- **RECORDS SHOWN**:
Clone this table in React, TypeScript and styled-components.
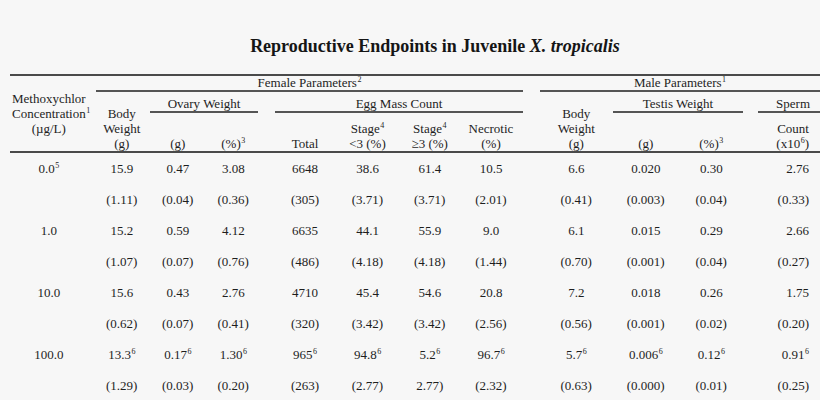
...
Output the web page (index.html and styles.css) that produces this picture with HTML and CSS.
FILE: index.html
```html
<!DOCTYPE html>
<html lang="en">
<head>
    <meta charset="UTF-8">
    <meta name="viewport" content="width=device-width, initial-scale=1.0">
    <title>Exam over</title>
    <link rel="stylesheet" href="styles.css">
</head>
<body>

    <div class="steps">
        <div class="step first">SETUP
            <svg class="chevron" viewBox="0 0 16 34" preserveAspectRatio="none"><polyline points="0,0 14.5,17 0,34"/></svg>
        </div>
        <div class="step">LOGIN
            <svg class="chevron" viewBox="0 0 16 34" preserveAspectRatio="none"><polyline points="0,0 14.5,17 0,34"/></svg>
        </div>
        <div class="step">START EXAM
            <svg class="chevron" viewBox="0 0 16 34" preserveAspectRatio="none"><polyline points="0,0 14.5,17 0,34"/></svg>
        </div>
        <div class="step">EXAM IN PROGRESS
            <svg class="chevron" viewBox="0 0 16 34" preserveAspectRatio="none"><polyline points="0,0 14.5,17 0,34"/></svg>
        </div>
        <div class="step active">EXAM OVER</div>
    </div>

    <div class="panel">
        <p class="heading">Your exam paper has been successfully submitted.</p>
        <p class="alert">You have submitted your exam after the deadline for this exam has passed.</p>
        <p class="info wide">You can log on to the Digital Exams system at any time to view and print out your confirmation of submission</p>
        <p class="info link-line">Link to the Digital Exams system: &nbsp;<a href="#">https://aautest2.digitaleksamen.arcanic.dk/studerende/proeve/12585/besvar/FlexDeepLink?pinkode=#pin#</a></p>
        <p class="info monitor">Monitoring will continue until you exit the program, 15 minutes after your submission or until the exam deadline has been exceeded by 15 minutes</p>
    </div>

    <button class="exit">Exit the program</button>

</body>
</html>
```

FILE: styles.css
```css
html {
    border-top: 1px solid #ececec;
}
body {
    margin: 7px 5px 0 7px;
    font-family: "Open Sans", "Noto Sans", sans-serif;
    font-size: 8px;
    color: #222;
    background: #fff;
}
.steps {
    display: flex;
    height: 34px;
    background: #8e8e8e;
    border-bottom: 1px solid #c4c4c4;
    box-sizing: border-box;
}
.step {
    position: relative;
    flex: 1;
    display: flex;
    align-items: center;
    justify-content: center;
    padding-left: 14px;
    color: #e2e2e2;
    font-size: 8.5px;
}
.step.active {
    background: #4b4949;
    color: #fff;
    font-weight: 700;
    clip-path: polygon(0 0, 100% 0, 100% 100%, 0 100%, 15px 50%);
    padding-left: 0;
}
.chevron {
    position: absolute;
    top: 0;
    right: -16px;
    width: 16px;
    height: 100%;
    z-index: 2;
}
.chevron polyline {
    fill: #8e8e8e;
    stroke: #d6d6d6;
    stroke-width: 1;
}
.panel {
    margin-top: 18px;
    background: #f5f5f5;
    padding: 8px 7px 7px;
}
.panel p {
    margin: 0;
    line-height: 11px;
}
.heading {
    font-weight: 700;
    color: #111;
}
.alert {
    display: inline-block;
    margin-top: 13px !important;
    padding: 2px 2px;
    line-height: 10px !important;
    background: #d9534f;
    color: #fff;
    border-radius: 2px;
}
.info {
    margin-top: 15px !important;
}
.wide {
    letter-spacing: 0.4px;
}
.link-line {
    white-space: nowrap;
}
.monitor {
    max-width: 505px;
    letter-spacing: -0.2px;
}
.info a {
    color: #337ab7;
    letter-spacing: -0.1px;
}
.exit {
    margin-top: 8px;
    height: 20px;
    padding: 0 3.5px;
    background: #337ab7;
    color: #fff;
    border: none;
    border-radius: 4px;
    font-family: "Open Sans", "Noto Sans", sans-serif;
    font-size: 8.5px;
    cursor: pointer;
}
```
---
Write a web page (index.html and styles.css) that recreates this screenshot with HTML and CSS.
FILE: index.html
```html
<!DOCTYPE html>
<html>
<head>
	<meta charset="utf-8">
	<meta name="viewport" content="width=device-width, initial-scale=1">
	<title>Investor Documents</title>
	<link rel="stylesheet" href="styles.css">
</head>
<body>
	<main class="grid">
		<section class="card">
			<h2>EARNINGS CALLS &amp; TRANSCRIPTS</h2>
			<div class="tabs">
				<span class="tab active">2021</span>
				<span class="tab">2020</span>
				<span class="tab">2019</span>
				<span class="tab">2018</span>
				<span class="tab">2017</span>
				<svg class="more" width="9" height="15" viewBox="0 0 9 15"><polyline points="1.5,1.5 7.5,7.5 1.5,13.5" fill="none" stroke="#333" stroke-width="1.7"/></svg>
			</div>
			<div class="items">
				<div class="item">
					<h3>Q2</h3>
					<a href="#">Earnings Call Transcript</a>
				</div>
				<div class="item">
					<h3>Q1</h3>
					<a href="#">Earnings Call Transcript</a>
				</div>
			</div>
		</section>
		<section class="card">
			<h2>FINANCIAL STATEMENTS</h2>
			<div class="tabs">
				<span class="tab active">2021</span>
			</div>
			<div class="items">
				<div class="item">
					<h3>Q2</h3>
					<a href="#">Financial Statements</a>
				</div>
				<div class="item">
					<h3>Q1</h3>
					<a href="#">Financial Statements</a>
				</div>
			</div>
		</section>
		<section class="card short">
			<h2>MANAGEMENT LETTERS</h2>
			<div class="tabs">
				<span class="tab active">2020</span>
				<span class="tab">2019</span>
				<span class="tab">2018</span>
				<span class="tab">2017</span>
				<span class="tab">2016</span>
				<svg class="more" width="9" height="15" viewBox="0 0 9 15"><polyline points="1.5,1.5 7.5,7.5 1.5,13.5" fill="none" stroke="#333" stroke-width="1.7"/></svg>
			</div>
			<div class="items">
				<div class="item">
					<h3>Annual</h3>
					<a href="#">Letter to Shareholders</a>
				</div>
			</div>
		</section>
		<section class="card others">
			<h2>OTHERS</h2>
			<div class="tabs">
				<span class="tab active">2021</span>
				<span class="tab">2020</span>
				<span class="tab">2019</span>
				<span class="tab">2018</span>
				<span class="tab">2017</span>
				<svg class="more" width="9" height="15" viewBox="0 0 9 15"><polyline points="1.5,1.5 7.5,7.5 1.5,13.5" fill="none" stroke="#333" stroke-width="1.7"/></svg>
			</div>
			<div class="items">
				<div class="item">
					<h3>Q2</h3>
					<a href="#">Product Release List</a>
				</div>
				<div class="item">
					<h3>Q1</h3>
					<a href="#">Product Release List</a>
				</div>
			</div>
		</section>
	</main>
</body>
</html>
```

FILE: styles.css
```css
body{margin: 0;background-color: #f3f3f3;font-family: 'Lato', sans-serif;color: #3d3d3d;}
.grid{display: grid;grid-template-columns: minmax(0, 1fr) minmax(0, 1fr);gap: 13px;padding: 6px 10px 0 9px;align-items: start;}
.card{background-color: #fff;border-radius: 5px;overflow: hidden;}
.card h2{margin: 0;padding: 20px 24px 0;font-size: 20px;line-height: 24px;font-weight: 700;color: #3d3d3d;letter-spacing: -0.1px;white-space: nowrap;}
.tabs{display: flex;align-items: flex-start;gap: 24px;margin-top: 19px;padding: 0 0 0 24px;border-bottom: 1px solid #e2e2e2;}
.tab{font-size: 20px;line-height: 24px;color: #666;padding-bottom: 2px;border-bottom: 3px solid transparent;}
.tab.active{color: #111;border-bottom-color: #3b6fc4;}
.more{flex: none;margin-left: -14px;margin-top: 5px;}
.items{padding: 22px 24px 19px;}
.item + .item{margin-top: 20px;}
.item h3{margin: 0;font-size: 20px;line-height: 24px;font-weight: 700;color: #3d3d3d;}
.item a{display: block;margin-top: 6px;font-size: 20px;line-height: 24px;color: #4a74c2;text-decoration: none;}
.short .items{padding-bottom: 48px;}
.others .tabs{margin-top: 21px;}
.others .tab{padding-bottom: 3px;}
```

- **WORK REQUIRED**: Using the listing above, gather each line that holds the string "styles" and copy it.

- **ANSWER**:
Output the web page (index.html and styles.css) that produces this picture with HTML and CSS.
    <link rel="stylesheet" href="styles.css">
FILE: styles.css
Write a web page (index.html and styles.css) that recreates this screenshot with HTML and CSS.
	<link rel="stylesheet" href="styles.css">
FILE: styles.css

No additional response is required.